━━━━━ MATERIAL

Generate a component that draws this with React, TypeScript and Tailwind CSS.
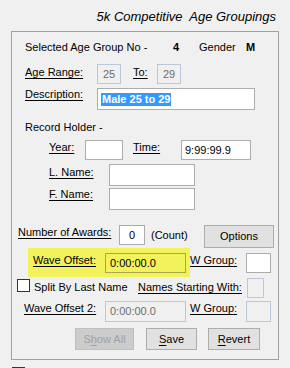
import React from "react";

const U = ({ children }: { children: React.ReactNode }) => (
  <span className="underline underline-offset-[2px] decoration-[1px]">{children}</span>
);

export default function App() {
  const box = "shrink-0 bg-white border border-[#adadad] flex items-center";
  const dis = "shrink-0 bg-[#f0f0f0] border border-[#b9c8da] flex items-center text-[#6d6d6d]";
  return (
    <div className="w-[290px] h-[368px] overflow-hidden bg-[#f0f0f0] text-black font-['Liberation_Sans',Arial,sans-serif] text-[11px] leading-[13px]">
      <div className="h-[31px] flex items-center justify-end pr-[14px] pt-[1px]">
        <span className="italic text-[13px] leading-[15px] whitespace-pre">5k Competitive  Age Groupings</span>
      </div>
      <div className="ml-[11px] w-[268px] h-[329px] border border-[#a0a0a0] flex flex-col">
        {/* Row A */}
        <div className="mt-[8px] h-[14px] flex items-center pl-[13px]">
          <span className="w-[148px] shrink-0">Selected Age Group No -</span>
          <span className="w-[26px] shrink-0 font-bold">4</span>
          <span className="w-[47px] shrink-0">Gender</span>
          <span className="font-bold">M</span>
        </div>
        {/* Row B */}
        <div className="mt-[10px] h-[20px] flex items-center pl-[13px]">
          <span className="w-[72px] shrink-0 -mt-[3px]"><U>Age Range:</U></span>
          <div className={`${dis} w-[24px] h-[20px] justify-center`}>25</div>
          <span className="w-[12px] shrink-0" />
          <span className="w-[24px] shrink-0 -mt-[3px]"><U>To:</U></span>
          <div className={`${dis} w-[24px] h-[20px] justify-center`}>29</div>
        </div>
        {/* Row C */}
        <div className="mt-[4px] h-[22px] flex items-start pl-[13px]">
          <span className="w-[72px] shrink-0"><U>Description:</U></span>
          <div className={`${box} w-[158px] h-[22px] pl-[3px]`}>
            <span className="bg-[#3399ff] text-white font-bold px-[1px] leading-[13px]">Male 25 to 29</span>
          </div>
        </div>
        {/* Row D */}
        <div className="mt-[10px] h-[14px] flex items-center pl-[13px]">
          <span>Record Holder -</span>
        </div>
        {/* Row E */}
        <div className="mt-[6px] h-[20px] flex items-start pl-[37px]">
          <span className="w-[36px] shrink-0 pt-[1px]"><U>Year:</U></span>
          <div className={`${box} w-[38px] h-[20px]`} />
          <span className="w-[10px] shrink-0" />
          <span className="w-[48px] shrink-0 pt-[1px]"><U>Time:</U></span>
          <div className={`${box} w-[70px] h-[20px] pl-[3px]`}>9:99:99.9</div>
        </div>
        {/* Row F */}
        <div className="mt-[4px] h-[22px] flex items-start pl-[37px]">
          <span className="w-[60px] shrink-0 pt-[2px]"><U>L. Name:</U></span>
          <div className={`${box} w-[86px] h-[22px]`} />
        </div>
        {/* Row G */}
        <div className="mt-[2px] h-[22px] flex items-start pl-[37px]">
          <span className="w-[60px] shrink-0 pt-[0px]"><U>F. Name:</U></span>
          <div className={`${box} w-[86px] h-[22px]`} />
        </div>
        {/* Row H */}
        <div className="mt-[15px] h-[23px] flex items-start pl-[6px]">
          <span className="w-[101px] shrink-0 pt-[1px]"><U>Number of Awards:</U></span>
          <div className={`${box} w-[26px] h-[20px] justify-center`}>0</div>
          <span className="w-[59px] shrink-0 pl-[6px] h-[20px] flex items-center">(Count)</span>
          <div className="shrink-0 w-[70px] h-[23px] bg-[#e1e1e1] border border-[#adadad] flex items-center justify-center">Options</div>
        </div>
        {/* Row I */}
        <div className="h-[29px] flex items-start pl-[16px]">
          <div className="shrink-0 w-[162px] h-[29px] bg-[#f2f25c] flex items-start pl-[5px] pt-[5px]">
            <span className="w-[72px] shrink-0 pt-[1px]"><U>Wave Offset:</U></span>
            <div className="shrink-0 w-[81px] h-[20px] border border-[#aaa74a] bg-[#f2f25c] flex items-center pl-[4px]">0:00:00.0</div>
          </div>
          <span className="w-[56px] shrink-0 mt-[5px] pt-[1px]"><U>W Group:</U></span>
          <div className={`${box} w-[25px] h-[20px] mt-[5px]`} />
        </div>
        {/* Row J */}
        <div className="mt-[1px] h-[20px] flex items-start pl-[5px]">
          <div className="shrink-0 w-[13px] h-[13px] mt-[1px] bg-white border border-[#333333]" />
          <span className="w-[104px] shrink-0 ml-[4px] pt-[3px]">Split By Last Name</span>
          <span className="w-[109px] shrink-0 pt-[3px]"><U>Names Starting With:</U></span>
          <div className={`${dis} w-[17px] h-[20px]`} />
        </div>
        {/* Row K */}
        <div className="mt-[3px] h-[21px] flex items-start pl-[12px]">
          <span className="w-[81px] shrink-0 pt-[1px]"><U>Wave Offset 2:</U></span>
          <div className={`${dis} w-[81px] h-[21px] pl-[4px]`}>0:00:00.0</div>
          <span className="w-[60px] shrink-0 pl-[4px] pt-[1px]"><U>W Group:</U></span>
          <div className={`${dis} w-[25px] h-[21px]`} />
        </div>
        {/* Row L */}
        <div className="mt-[6px] h-[22px] flex items-start pl-[63px]">
          <div className="shrink-0 w-[59px] h-[22px] bg-[#cccccc] border border-[#bfbfbf] text-[#a0a0a0] flex items-center justify-center">
            <span>S<U>h</U>ow All</span>
          </div>
          <div className="shrink-0 ml-[12px] w-[51px] h-[22px] bg-[#e1e1e1] border border-[#adadad] flex items-center justify-center">
            <span><U>S</U>ave</span>
          </div>
          <div className="shrink-0 ml-[11px] w-[52px] h-[22px] bg-[#e1e1e1] border border-[#adadad] flex items-center justify-center">
            <span><U>R</U>evert</span>
          </div>
        </div>
      </div>
      <div className="mt-[7px] ml-[12px] w-[13px] h-[13px] bg-white border border-[#333333]" />
    </div>
  );
}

━━━━━━━━━━

▸ WHAT THIS TASK INVOLVES:
Reproduce every line precisely as given, omitting all pictures.

▸ THE RESULT:
Generate a component that draws this with React, TypeScript and Tailwind CSS.
import React from "react";

const U = ({ children }: { children: React.ReactNode }) => (
  <span className="underline underline-offset-[2px] decoration-[1px]">{children}</span>
);

export default function App() {
  const box = "shrink-0 bg-white border border-[#adadad] flex items-center";
  const dis = "shrink-0 bg-[#f0f0f0] border border-[#b9c8da] flex items-center text-[#6d6d6d]";
  return (
    <div className="w-[290px] h-[368px] overflow-hidden bg-[#f0f0f0] text-black font-['Liberation_Sans',Arial,sans-serif] text-[11px] leading-[13px]">
      <div className="h-[31px] flex items-center justify-end pr-[14px] pt-[1px]">
        <span className="italic text-[13px] leading-[15px] whitespace-pre">5k Competitive  Age Groupings</span>
      </div>
      <div className="ml-[11px] w-[268px] h-[329px] border border-[#a0a0a0] flex flex-col">
        {/* Row A */}
        <div className="mt-[8px] h-[14px] flex items-center pl-[13px]">
          <span className="w-[148px] shrink-0">Selected Age Group No -</span>
          <span className="w-[26px] shrink-0 font-bold">4</span>
          <span className="w-[47px] shrink-0">Gender</span>
          <span className="font-bold">M</span>
        </div>
        {/* Row B */}
        <div className="mt-[10px] h-[20px] flex items-center pl-[13px]">
          <span className="w-[72px] shrink-0 -mt-[3px]"><U>Age Range:</U></span>
          <div className={`${dis} w-[24px] h-[20px] justify-center`}>25</div>
          <span className="w-[12px] shrink-0" />
          <span className="w-[24px] shrink-0 -mt-[3px]"><U>To:</U></span>
          <div className={`${dis} w-[24px] h-[20px] justify-center`}>29</div>
        </div>
        {/* Row C */}
        <div className="mt-[4px] h-[22px] flex items-start pl-[13px]">
          <span className="w-[72px] shrink-0"><U>Description:</U></span>
          <div className={`${box} w-[158px] h-[22px] pl-[3px]`}>
            <span className="bg-[#3399ff] text-white font-bold px-[1px] leading-[13px]">Male 25 to 29</span>
          </div>
        </div>
        {/* Row D */}
        <div className="mt-[10px] h-[14px] flex items-center pl-[13px]">
          <span>Record Holder -</span>
        </div>
        {/* Row E */}
        <div className="mt-[6px] h-[20px] flex items-start pl-[37px]">
          <span className="w-[36px] shrink-0 pt-[1px]"><U>Year:</U></span>
          <div className={`${box} w-[38px] h-[20px]`} />
          <span className="w-[10px] shrink-0" />
          <span className="w-[48px] shrink-0 pt-[1px]"><U>Time:</U></span>
          <div className={`${box} w-[70px] h-[20px] pl-[3px]`}>9:99:99.9</div>
        </div>
        {/* Row F */}
        <div className="mt-[4px] h-[22px] flex items-start pl-[37px]">
          <span className="w-[60px] shrink-0 pt-[2px]"><U>L. Name:</U></span>
          <div className={`${box} w-[86px] h-[22px]`} />
        </div>
        {/* Row G */}
        <div className="mt-[2px] h-[22px] flex items-start pl-[37px]">
          <span className="w-[60px] shrink-0 pt-[0px]"><U>F. Name:</U></span>
          <div className={`${box} w-[86px] h-[22px]`} />
        </div>
        {/* Row H */}
        <div className="mt-[15px] h-[23px] flex items-start pl-[6px]">
          <span className="w-[101px] shrink-0 pt-[1px]"><U>Number of Awards:</U></span>
          <div className={`${box} w-[26px] h-[20px] justify-center`}>0</div>
          <span className="w-[59px] shrink-0 pl-[6px] h-[20px] flex items-center">(Count)</span>
          <div className="shrink-0 w-[70px] h-[23px] bg-[#e1e1e1] border border-[#adadad] flex items-center justify-center">Options</div>
        </div>
        {/* Row I */}
        <div className="h-[29px] flex items-start pl-[16px]">
          <div className="shrink-0 w-[162px] h-[29px] bg-[#f2f25c] flex items-start pl-[5px] pt-[5px]">
            <span className="w-[72px] shrink-0 pt-[1px]"><U>Wave Offset:</U></span>
            <div className="shrink-0 w-[81px] h-[20px] border border-[#aaa74a] bg-[#f2f25c] flex items-center pl-[4px]">0:00:00.0</div>
          </div>
          <span className="w-[56px] shrink-0 mt-[5px] pt-[1px]"><U>W Group:</U></span>
          <div className={`${box} w-[25px] h-[20px] mt-[5px]`} />
        </div>
        {/* Row J */}
        <div className="mt-[1px] h-[20px] flex items-start pl-[5px]">
          <div className="shrink-0 w-[13px] h-[13px] mt-[1px] bg-white border border-[#333333]" />
          <span className="w-[104px] shrink-0 ml-[4px] pt-[3px]">Split By Last Name</span>
          <span className="w-[109px] shrink-0 pt-[3px]"><U>Names Starting With:</U></span>
          <div className={`${dis} w-[17px] h-[20px]`} />
        </div>
        {/* Row K */}
        <div className="mt-[3px] h-[21px] flex items-start pl-[12px]">
          <span className="w-[81px] shrink-0 pt-[1px]"><U>Wave Offset 2:</U></span>
          <div className={`${dis} w-[81px] h-[21px] pl-[4px]`}>0:00:00.0</div>
          <span className="w-[60px] shrink-0 pl-[4px] pt-[1px]"><U>W Group:</U></span>
          <div className={`${dis} w-[25px] h-[21px]`} />
        </div>
        {/* Row L */}
        <div className="mt-[6px] h-[22px] flex items-start pl-[63px]">
          <div className="shrink-0 w-[59px] h-[22px] bg-[#cccccc] border border-[#bfbfbf] text-[#a0a0a0] flex items-center justify-center">
            <span>S<U>h</U>ow All</span>
          </div>
          <div className="shrink-0 ml-[12px] w-[51px] h-[22px] bg-[#e1e1e1] border border-[#adadad] flex items-center justify-center">
            <span><U>S</U>ave</span>
          </div>
          <div className="shrink-0 ml-[11px] w-[52px] h-[22px] bg-[#e1e1e1] border border-[#adadad] flex items-center justify-center">
            <span><U>R</U>evert</span>
          </div>
        </div>
      </div>
      <div className="mt-[7px] ml-[12px] w-[13px] h-[13px] bg-white border border-[#333333]" />
    </div>
  );
}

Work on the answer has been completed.